For instance, if the AI thinks “If I ever get enough power to do more training runs on myself, do so, this will probably help me raise profits for the human” then you’re just dead because it will not pro-actively train deception out of itself. Like, it has to notice in the first place that it might become deceptive in that situation, which is a super out-of-distribution thing to think. It has to build a whole model of reflection and cognition and being adversarial to notice that this isn’t something humans want.
I think there’s a general problem where once we have superintelligences taking agentic action, to make sure they don’t screw up (e.g. training themselves, training new agents, etc) they actually have to build a whole model of the alignment problem themselves, and maybe even solve it, in order to themselves continue to count as ‘aligned’, which is way way more complex than just training out legibly deceptive thoughts. Making sure an AI does not later become deceptive via some reasonable agentic action requires it to model the alignment problem in some detail.
After writing this, I am broadly unclear whether I am showing how deception is still a problem, or showing how other problems still exist if you solve the obvious problems of deception.
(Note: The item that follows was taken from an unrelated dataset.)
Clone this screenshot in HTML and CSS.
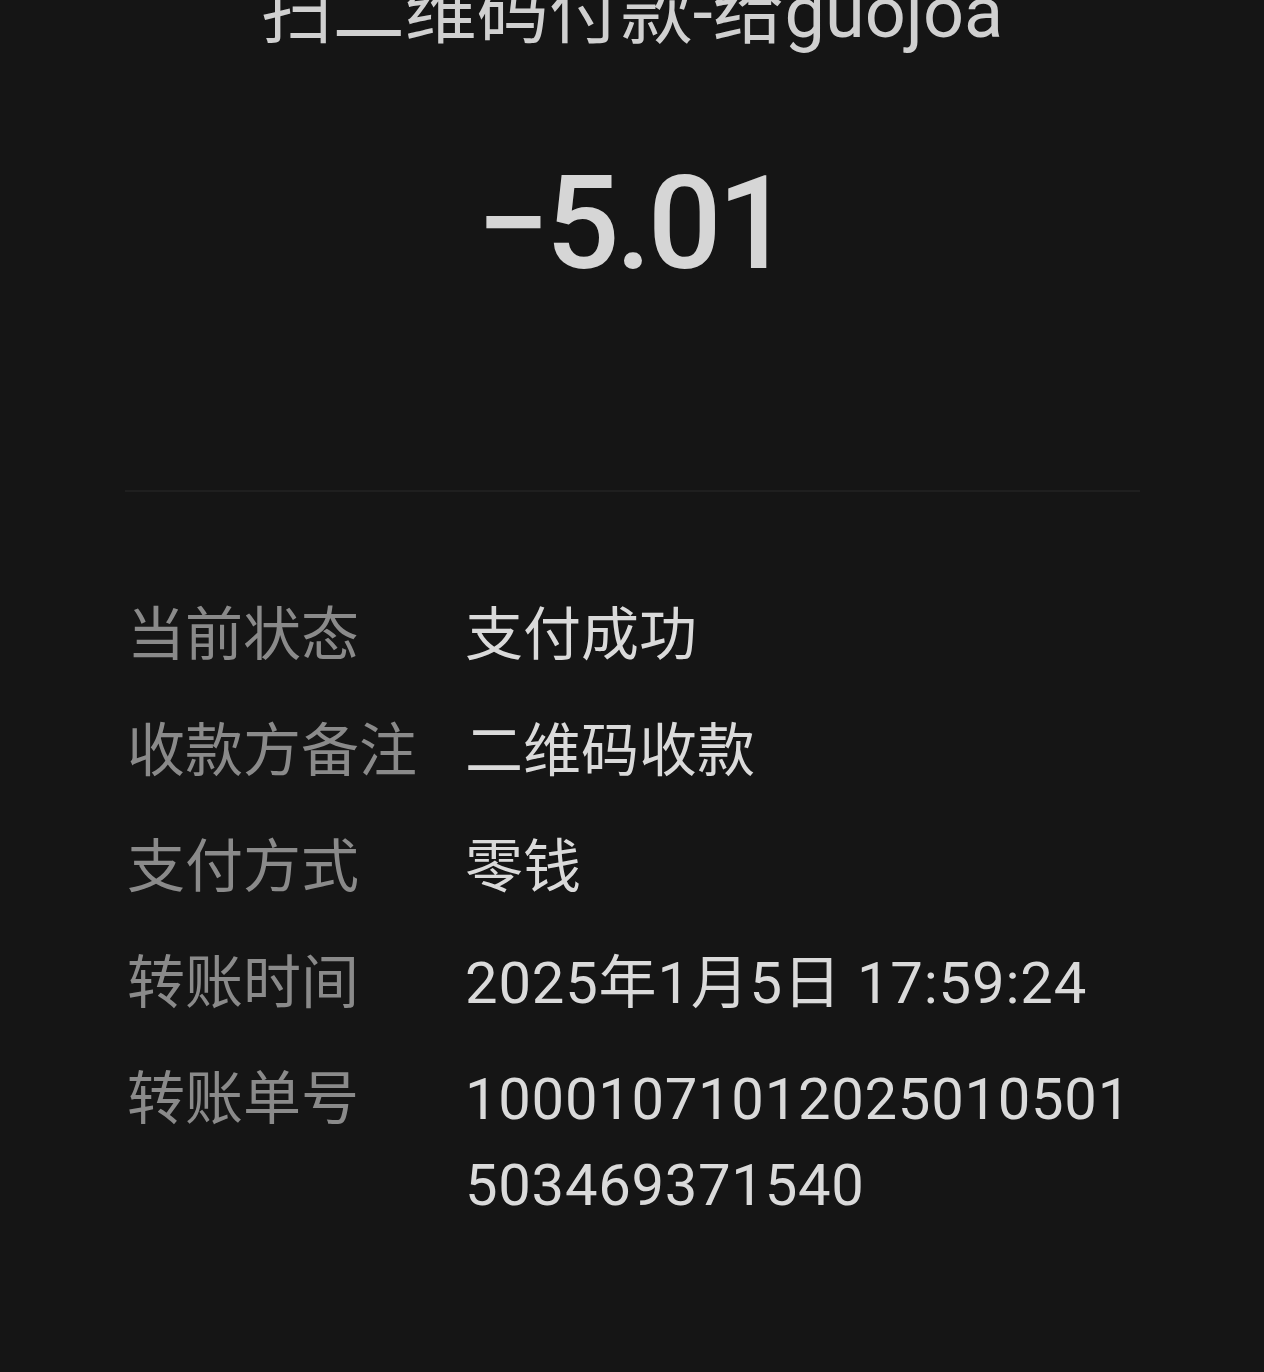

Added: Wow, this post is so much richer than my guesses. I think I was on some okay lines, but I suspect it would take like 2 months to 2 years of actively trying before I would be able to write something this detailed. Not to mention that ~50% of the work is knowing which question to ask in the first place, and I did not generate this question.
Added2: The point made in Footnote 3 is pretty similar to my last two bullets.